I know Mam-Maw would love this galette.
Caramelized Onion and Fig Galette with Goat Cheese
For the Pastry:
For the Filling:
- 1 Tbs Extra Virgin Olive Oil
- 1 Tbs Unsalted Butter
- 1 lb 8oz Sweet Onions cut in 1/2 and sliced thin into 1/2 moons, 690g
- 1/4 tsp Sea Salt
- 1/8 tsp Granulated Sugar
- 9 1/4 oz Figs 1/2 sliced into discs and 1/2 sliced into quarters, 222g
- 6 Tbs Goat Cheese plain or herb and garlic, divided, at room temperature, 102g
- 1 Tbs Egg + 1 water whisked
- 1 Sprig Fresh Thyme
- Balsamic Vinegar for Drizzling
- Fresh Thyme and Chives for Garnish
For the Pastry:
- Cut the butter into 1/4" (.64cm) cubes using a knife, or a bench scraper. Pop the butter in the freezer for 5 minutes while you prep the rest of the ingredients.
- Whisk the milk, salt and apple cider vinegar together. Let set for 5 minutes to sour.
- Whisk the all purpose and white whole wheat flours together in a large bowl. Get the cold butter out of the freezer and drop it into the flour mixture. Use a pastry cutter or a fork to cut the butter into the flour. Stop working the butter into the dough when the butter pieces are about the size of almonds, or slightly smaller.

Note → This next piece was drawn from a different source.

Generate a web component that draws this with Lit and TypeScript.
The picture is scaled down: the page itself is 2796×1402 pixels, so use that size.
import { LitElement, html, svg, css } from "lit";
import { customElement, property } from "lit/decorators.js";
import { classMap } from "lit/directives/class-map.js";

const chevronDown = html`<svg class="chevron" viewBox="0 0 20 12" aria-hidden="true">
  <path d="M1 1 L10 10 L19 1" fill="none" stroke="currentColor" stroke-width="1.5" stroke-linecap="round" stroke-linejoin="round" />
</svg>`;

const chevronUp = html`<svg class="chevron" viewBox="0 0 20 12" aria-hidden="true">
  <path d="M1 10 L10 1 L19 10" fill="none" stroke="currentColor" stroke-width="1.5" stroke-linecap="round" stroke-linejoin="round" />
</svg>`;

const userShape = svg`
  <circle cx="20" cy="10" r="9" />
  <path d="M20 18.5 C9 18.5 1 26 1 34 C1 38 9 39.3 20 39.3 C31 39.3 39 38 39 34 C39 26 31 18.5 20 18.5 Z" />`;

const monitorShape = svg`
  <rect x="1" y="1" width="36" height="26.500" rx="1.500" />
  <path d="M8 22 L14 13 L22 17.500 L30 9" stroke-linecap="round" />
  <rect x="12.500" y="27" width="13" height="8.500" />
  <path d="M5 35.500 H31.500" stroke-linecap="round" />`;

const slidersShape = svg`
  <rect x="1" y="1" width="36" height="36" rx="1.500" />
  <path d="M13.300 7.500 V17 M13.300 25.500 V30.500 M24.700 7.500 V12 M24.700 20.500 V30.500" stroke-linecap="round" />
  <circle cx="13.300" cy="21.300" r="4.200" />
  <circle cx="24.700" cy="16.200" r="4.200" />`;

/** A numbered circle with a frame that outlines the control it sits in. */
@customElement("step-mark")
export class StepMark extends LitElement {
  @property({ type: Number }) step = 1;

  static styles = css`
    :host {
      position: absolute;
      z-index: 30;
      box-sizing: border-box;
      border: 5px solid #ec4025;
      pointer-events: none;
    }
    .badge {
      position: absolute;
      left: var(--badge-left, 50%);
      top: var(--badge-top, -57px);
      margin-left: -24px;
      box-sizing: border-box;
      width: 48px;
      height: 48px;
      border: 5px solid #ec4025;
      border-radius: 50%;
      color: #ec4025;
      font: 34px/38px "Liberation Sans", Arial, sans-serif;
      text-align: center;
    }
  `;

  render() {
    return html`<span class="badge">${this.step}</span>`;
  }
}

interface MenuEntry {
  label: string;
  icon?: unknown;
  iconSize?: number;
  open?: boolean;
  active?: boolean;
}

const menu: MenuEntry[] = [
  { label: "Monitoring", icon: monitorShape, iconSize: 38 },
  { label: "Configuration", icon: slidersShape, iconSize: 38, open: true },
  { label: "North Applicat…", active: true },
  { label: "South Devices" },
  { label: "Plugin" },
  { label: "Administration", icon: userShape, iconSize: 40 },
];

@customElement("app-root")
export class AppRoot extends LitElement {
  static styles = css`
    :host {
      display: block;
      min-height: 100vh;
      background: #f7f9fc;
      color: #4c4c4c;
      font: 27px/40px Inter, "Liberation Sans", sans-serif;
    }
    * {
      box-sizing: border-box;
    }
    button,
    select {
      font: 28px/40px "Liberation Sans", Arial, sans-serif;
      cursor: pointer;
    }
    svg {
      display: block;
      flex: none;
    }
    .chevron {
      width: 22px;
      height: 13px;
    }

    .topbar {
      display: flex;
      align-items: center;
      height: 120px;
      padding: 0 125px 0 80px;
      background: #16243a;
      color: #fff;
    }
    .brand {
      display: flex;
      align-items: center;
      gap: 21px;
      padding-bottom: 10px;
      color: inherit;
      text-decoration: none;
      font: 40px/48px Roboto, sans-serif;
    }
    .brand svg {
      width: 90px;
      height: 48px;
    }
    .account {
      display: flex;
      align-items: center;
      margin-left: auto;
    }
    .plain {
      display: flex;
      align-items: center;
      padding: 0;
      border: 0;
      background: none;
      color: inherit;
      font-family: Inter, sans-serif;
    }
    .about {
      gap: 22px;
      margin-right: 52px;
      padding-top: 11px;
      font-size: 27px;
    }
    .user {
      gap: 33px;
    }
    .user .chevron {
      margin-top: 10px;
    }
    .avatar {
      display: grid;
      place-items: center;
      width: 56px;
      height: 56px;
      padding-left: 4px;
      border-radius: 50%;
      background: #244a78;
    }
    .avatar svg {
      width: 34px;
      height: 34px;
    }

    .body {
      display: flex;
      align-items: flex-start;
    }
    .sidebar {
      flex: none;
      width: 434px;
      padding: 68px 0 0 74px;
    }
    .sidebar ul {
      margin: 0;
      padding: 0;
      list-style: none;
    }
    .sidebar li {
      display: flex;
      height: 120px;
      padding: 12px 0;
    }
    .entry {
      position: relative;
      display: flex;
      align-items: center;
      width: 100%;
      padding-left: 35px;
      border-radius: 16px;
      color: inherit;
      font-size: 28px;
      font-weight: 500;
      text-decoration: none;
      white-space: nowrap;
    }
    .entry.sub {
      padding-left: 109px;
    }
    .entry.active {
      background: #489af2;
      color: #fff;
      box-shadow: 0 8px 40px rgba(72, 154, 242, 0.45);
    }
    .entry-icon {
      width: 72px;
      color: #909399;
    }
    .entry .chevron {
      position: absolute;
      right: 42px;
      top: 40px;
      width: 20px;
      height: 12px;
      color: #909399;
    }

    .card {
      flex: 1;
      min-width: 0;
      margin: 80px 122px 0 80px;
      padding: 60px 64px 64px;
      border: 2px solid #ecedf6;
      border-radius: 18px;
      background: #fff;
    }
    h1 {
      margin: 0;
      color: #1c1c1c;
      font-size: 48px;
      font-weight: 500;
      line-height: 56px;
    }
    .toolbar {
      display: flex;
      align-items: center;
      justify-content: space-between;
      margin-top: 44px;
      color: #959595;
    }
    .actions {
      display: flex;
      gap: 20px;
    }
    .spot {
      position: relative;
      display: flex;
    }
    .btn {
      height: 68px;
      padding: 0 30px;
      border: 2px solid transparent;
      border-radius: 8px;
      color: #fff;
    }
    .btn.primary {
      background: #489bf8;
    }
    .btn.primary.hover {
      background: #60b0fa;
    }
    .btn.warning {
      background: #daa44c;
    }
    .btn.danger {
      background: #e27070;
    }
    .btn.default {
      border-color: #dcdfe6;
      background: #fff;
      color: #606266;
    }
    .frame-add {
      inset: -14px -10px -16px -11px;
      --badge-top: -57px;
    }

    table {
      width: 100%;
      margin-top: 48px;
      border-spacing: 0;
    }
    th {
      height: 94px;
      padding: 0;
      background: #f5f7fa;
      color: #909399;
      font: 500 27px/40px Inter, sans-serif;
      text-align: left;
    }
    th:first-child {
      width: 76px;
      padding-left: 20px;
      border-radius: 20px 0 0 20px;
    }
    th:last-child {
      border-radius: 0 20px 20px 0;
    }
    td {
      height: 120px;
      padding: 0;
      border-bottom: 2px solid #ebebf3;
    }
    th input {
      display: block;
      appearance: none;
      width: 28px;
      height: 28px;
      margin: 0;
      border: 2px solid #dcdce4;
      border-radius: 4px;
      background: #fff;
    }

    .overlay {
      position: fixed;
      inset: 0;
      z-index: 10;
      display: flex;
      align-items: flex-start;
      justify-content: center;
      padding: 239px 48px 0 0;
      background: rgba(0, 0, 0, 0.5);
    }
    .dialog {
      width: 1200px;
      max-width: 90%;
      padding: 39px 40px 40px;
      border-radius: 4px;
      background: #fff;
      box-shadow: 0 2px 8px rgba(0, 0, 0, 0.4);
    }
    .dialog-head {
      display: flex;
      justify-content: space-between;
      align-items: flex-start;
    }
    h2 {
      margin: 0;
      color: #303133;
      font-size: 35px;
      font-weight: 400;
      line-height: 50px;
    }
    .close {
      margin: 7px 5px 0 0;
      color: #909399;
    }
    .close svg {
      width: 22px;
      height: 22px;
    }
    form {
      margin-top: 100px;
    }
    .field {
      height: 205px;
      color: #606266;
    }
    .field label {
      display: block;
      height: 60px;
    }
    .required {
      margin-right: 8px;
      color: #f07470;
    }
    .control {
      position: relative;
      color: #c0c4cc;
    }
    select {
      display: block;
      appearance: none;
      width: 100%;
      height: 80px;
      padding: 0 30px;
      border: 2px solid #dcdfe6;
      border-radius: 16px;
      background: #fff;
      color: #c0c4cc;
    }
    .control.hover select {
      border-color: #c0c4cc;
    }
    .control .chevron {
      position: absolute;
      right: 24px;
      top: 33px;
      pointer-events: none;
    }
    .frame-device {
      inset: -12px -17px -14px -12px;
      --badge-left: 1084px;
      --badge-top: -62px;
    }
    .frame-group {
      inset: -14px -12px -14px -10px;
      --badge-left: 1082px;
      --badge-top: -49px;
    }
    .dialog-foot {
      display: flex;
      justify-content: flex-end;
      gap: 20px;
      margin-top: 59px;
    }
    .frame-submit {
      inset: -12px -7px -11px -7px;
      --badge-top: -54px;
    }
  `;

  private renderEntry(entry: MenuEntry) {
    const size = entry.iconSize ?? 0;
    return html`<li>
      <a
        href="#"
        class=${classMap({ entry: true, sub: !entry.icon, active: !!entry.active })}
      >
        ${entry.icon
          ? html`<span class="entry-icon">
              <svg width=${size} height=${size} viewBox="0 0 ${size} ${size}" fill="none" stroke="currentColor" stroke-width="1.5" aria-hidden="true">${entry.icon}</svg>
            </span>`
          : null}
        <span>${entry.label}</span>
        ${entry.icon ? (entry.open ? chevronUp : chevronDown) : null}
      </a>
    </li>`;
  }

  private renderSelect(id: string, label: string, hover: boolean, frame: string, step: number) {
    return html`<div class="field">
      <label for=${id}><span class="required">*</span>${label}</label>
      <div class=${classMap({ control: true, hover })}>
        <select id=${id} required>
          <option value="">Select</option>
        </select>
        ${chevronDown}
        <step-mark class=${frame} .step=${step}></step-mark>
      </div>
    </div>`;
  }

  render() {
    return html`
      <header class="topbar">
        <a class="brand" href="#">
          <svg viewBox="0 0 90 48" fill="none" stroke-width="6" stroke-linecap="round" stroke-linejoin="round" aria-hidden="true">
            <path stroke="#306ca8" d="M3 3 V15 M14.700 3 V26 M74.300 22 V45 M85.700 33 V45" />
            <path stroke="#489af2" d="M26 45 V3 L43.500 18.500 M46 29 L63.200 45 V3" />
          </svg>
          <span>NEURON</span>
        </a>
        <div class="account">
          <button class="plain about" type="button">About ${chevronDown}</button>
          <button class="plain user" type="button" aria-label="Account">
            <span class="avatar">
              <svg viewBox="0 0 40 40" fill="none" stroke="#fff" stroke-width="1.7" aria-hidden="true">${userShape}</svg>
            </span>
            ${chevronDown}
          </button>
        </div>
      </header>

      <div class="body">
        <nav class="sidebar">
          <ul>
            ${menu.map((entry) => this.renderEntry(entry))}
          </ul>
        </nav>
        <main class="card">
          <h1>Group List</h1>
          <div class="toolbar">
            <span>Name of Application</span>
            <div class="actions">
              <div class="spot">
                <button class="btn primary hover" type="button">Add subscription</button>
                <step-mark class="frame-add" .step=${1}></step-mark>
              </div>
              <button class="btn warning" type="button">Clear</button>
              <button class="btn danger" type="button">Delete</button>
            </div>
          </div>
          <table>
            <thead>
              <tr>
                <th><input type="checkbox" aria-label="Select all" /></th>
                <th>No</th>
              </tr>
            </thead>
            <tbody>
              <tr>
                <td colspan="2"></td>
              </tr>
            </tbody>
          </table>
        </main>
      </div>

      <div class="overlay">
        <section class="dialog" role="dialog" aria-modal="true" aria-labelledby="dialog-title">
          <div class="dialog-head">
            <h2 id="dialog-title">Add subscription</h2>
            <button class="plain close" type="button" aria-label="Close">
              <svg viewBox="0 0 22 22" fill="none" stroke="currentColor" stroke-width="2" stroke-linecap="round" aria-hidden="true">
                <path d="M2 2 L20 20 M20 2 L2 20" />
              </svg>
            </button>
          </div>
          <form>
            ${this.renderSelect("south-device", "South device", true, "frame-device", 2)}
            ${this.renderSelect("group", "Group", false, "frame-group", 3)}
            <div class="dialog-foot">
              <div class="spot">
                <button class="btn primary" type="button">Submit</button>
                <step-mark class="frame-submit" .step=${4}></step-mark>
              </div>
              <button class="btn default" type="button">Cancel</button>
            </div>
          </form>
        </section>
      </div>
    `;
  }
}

- Make a well in the center of the bowl and add the milk mixture. Use your hands to mix the flour mixture with the milk mixture. Dump the mixture out on a floured surface when the mixture resembles a shaggy mass. Use a bench scraper to gather all the bits of flour together shaping it and pushing it together into a rectangle. Use the bench scraper to start folding and pressing the dough over and on top of its self, working in the milk mixture. The mixture will be crumbly. Just keep gathering, folding and pressing. If needed, add no more than 1 tsp of water. Work quickly so the dough stays cold. Fold it over on its self about 9-10 times. Divide the dough in 1/2 (6oz or 170g each), then shape each piece into a circular mass. Flatten each piece out using a rolling pin to about 1/2" (1.27cm) making sure it is in a rounded shape. Wrap it securely in plastic wrap and refrigerate overnight or for at least one hour.
Caramelize the Onions:
- In a large nonstick pan melt the olive oil and butter together. When just melted, add the onions, salt and sugar. Caramelize the onions on low for 30 minutes, stirring occasionally.
Roll out the Dough:
- Remove the pastry from the fridge. Have ready a sheet pan, plastic wrap, parchment paper, flour for dusting, a rolling pin and ruler.
- On a lightly floured work-surface, use a rolling pin to 'condition' the pastry by beating it down by about 1/4" (1.27cm). Turn the pastry as you work it.
- Flour the rolling pin and the top of the pastry to keep them from sticking to each other. Use the rolling pin to start rolling out the dough turning the dough 1/4 way around after a few rolls and continuing to do so until a round pastry takes shape. Keep rolling, adding a light dusting of flour under and on top of the pastry as needed to keep the pastry from sticking. Work quickly, you want it to stay cold! If it's sticking too much, place the pastry on the parchment lined sheet pan and pop it in the fridge for 10 minutes. Roll the pastry out between 9"-10" (23-25cm) round. Craggy edges are okay. If there is a tear in the edge, tap your finger into a bit of cold water and seal up the tear.
- Place plastic wrap completely over one pastry, tucking in the plastic wrap so that the dough doesn't dry out in the fridge. Place it on a large plate or sheet pan in the fridge to rest while rolling out the other pastry in the same manner. Refrigerate both at least 20 minutes.
- Preheat the oven to 400F (205C). On a piece of parchment paper, place one pastry round. Leaving a 1 1/2"-2" (1.2cm-2.5cm) edge, spread 3 Tbs of goat cheese over the pastry. Next arrange 1/2 the caramelized onions over the goat cheese. Place 1/2 the figs cut as discs around the edge of the filling, slightly overlapping if needed. Sprinkle with a few thyme leaves. Fold the edges over the filling, overlapping the pastry as needed, leaving the center open. Arrange 1/2 the 1/4 cut figs in the center of the galette. Cover with plastic wrap and refrigerate 20 minutes before baking. Assemble and refrigerate the second pastry in the same manner.
- Egg wash the tops of the pastry.
- Bake on a parchment lined sheet pan at 400F (205C) for 30-35 minutes, or until the pastry is golden.
- Cut each galette into quarters if serving as a main or into 8 pieces each if serving as an appetizer.
- Just before serving, lightly drizzle balsamic vinegar over the top and sprinkle fresh thyme and chives.
- Store leftovers flat, and wrapped in foil in the refrigerator for up to three days. Reheat in a 350F (180C) oven for about 10 minutes to reheat.